Bauzá may have been the inventor of Afro-Cuban jazz, but many consider that the band's popular trademark sound was provided by the consistently jazz-inflected arrangements of Machito's arranger/pianist of 1945-66, René Hernández (d 1977 in Puerto Rico): in his native Cuba Hernández worked with Orquesta Cienfuegos and trumpeter/composer Julio Cueva (1897-1975); he joined Tito Rodríguez '66, wrote arrangements for many bands on the NYC Latin scene including Eddie Palmieri, moved to PR and played with Miguelito Miranda (trumpeter b 1920, Manatí, PR) at San Juan's Caribe Hilton Hotel. Bauzá produced the album Esa Soy Yo, Yo Soy Asi '74 on Mericana by Graciela (Machito's sister, singer with his band from '43), co-produced Dizzy Gillespie y Machito: Afro-Cuban Jazz Moods '75 on Pablo, both with O'Farrill, the latter nominated for a Grammy; but he split acrimoniously with Machito '75 after 35 years: he objected to Machito's son Mario Grillo being moved from bongo to timbales (to replace José Madera); the upshot was that Mario Grillo replaced Bauzá.

He organized a band with Graciela to make La Botanica '77 on Lamp/Coco, which sold poorly; continued guesting on LPs such as Rafael Cortijo's Caballo de Hierro '78 on Coco, Típica 73's Into The '80's '81 on Fania. Grammy-nominated Afro-Cuban Jazz With Graciela, Mario Bauzá And Friends '86 on Caimán included some former members of Machito's band, e.g. Victor Paz on trumpet, Carlos 'Patato' Valdez (see his entry) on conga; Bauzá/Graciela were also included in Rica Charanga '86 on Caimán by veteran vocalist Rudy Calzado. Bauzá commissioned O'Farrill to develop 'Tanga' into the four-movement 'Tanga Suite', which his orchestra first performed at Harlem's Abyssinian Baptist Church on 21 October 1989. He was Artist-in-Residence at Harvard University '90, conducted the Harvard University Jazz Band. After seeing his Afro-Cuban Jazz Concert Orchestra (with Graciela and Calzado) performing with Gillespie for Bauzá's 80th Birthday Tribute at NYC's Symphony Space April '91, German Messidor label boss Götz A. Wörner signed him up; his Messidor debut Tanga '92, including the 'Tanga Suite' expanded to five parts, was voted Album of the Year in the down beat critics' poll.
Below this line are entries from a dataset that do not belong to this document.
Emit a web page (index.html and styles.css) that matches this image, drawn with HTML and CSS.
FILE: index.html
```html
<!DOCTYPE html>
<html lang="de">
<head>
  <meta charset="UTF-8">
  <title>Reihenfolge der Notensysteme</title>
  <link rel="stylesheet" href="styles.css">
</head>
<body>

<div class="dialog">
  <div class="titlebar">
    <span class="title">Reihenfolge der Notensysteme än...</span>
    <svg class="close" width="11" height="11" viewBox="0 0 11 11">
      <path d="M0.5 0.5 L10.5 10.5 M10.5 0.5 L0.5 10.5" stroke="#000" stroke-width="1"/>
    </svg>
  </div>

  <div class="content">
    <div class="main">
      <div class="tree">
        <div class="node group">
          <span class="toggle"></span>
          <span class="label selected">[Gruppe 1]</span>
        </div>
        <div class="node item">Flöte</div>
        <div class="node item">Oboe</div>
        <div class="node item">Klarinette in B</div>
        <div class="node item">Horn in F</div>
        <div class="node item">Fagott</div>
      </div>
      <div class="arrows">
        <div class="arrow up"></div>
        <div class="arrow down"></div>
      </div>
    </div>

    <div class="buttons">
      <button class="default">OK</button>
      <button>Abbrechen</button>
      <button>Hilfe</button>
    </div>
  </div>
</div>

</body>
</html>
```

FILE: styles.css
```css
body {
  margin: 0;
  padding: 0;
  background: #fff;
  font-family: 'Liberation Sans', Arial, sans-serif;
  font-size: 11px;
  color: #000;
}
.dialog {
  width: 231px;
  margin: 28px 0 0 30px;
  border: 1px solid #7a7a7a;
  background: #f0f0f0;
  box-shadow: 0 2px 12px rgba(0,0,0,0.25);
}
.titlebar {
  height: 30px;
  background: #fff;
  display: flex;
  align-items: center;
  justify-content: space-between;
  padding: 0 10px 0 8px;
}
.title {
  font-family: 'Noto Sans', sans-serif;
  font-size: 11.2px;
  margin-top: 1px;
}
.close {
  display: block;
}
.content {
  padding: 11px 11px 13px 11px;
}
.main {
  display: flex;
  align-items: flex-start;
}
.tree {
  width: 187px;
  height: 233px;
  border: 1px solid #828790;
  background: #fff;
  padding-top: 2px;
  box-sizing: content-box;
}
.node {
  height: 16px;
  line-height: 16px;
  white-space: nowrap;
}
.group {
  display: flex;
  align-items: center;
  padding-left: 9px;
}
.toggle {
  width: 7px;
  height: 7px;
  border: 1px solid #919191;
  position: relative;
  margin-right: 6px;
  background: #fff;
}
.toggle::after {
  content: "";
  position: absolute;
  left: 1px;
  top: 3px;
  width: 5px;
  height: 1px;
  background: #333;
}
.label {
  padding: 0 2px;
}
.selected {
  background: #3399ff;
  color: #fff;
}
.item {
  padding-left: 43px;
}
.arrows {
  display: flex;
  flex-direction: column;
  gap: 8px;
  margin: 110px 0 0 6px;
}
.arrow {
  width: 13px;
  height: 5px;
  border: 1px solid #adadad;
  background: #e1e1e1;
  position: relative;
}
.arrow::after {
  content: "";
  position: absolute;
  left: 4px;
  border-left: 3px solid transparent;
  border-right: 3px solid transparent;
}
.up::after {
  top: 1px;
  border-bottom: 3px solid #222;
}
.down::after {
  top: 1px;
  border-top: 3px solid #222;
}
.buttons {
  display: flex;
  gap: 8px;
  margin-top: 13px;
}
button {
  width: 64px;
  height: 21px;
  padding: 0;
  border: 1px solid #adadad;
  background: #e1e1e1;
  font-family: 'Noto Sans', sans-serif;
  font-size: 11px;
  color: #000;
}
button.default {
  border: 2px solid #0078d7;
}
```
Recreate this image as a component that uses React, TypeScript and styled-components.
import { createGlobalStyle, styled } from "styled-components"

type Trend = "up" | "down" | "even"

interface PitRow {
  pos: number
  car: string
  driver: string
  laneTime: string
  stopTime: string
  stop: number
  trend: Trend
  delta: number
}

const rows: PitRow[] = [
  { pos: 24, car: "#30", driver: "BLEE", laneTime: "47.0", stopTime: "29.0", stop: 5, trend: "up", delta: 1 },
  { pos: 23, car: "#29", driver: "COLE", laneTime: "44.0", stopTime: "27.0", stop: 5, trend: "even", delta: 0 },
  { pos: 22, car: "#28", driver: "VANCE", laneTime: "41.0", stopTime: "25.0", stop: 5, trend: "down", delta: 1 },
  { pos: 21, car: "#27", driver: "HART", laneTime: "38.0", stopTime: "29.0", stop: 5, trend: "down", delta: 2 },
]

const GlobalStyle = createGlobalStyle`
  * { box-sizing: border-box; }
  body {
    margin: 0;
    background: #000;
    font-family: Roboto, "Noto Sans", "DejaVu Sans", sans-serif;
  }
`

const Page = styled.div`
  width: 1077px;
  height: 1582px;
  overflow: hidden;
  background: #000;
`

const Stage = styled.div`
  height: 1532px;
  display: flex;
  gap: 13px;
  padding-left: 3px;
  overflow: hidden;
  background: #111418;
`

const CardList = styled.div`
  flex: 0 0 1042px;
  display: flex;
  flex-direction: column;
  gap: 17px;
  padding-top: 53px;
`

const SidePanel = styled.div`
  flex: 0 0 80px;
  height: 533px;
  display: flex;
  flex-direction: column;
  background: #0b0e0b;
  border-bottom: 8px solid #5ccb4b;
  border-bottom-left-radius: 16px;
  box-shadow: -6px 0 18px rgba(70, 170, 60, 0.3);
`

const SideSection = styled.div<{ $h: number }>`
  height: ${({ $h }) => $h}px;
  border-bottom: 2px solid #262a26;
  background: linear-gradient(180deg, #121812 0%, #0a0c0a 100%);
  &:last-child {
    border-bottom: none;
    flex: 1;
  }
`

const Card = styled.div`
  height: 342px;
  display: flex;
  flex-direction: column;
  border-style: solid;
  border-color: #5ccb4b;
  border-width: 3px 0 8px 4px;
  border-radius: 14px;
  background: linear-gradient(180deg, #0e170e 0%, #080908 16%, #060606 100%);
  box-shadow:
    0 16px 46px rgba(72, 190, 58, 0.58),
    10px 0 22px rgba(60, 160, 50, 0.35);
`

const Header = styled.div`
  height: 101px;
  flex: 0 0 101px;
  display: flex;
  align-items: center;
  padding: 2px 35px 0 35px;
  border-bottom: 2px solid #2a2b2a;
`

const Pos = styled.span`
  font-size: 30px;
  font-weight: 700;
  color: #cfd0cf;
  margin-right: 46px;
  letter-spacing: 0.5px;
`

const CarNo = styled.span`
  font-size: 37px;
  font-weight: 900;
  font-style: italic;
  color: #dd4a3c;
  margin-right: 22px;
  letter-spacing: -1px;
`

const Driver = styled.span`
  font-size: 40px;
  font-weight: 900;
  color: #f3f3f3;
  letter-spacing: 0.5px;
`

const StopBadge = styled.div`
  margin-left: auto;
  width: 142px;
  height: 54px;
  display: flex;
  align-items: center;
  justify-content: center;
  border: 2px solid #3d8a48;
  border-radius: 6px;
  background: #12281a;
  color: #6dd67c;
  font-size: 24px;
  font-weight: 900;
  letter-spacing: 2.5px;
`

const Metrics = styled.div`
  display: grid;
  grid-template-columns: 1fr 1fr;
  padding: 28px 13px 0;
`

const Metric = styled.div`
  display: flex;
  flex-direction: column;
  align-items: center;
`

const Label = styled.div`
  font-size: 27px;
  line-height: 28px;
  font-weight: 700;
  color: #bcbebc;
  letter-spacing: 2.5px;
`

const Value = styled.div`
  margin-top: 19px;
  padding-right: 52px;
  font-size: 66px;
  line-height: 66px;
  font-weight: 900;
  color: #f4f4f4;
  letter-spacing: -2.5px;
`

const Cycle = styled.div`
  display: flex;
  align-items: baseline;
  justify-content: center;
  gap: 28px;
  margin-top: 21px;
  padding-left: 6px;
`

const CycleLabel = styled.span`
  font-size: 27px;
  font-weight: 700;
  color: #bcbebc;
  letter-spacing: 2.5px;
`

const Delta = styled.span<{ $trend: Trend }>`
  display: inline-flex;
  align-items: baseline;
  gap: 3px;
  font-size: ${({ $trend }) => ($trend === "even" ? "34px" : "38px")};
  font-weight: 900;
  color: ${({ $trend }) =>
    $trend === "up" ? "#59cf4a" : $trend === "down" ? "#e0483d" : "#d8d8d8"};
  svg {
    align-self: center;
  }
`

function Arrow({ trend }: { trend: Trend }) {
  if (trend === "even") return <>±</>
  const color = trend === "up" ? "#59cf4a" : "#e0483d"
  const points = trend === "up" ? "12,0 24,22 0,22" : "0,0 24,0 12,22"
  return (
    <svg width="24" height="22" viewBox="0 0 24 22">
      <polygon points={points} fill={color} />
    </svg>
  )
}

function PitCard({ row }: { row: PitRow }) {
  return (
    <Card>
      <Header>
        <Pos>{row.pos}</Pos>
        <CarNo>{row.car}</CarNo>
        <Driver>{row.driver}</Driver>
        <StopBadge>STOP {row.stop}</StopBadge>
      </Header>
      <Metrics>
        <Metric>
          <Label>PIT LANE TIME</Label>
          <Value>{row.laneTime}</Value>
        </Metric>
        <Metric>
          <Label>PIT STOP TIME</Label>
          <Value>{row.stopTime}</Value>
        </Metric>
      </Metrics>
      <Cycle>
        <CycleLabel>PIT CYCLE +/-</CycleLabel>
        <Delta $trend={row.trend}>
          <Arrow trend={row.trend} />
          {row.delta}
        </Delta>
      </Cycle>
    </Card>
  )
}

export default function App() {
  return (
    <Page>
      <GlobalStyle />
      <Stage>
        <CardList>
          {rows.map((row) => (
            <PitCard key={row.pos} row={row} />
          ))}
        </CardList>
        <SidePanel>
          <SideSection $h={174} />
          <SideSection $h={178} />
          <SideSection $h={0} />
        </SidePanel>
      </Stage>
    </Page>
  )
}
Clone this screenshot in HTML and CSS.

He appeared with his orchestra in The Cosby Show '92 along with Willie Colón's band; performed on The Mambo Kings soundtrack album '92; toured USA and Europe with his Afro-Cuban Jazz Orchestra; interviewed in BBC2 TV's Arena tribute to Gillespie Jan. '93. His Messidor follow-up My Time Is Now was released June '93; the following month he died of cancer in the apartment he had occupied for 50 years, the address of which provided the title of the posthumous 944 Columbus '94 on Messidor, recorded May '93: 'This is the last thing I'm going to do for the new generation,' he told Calzado.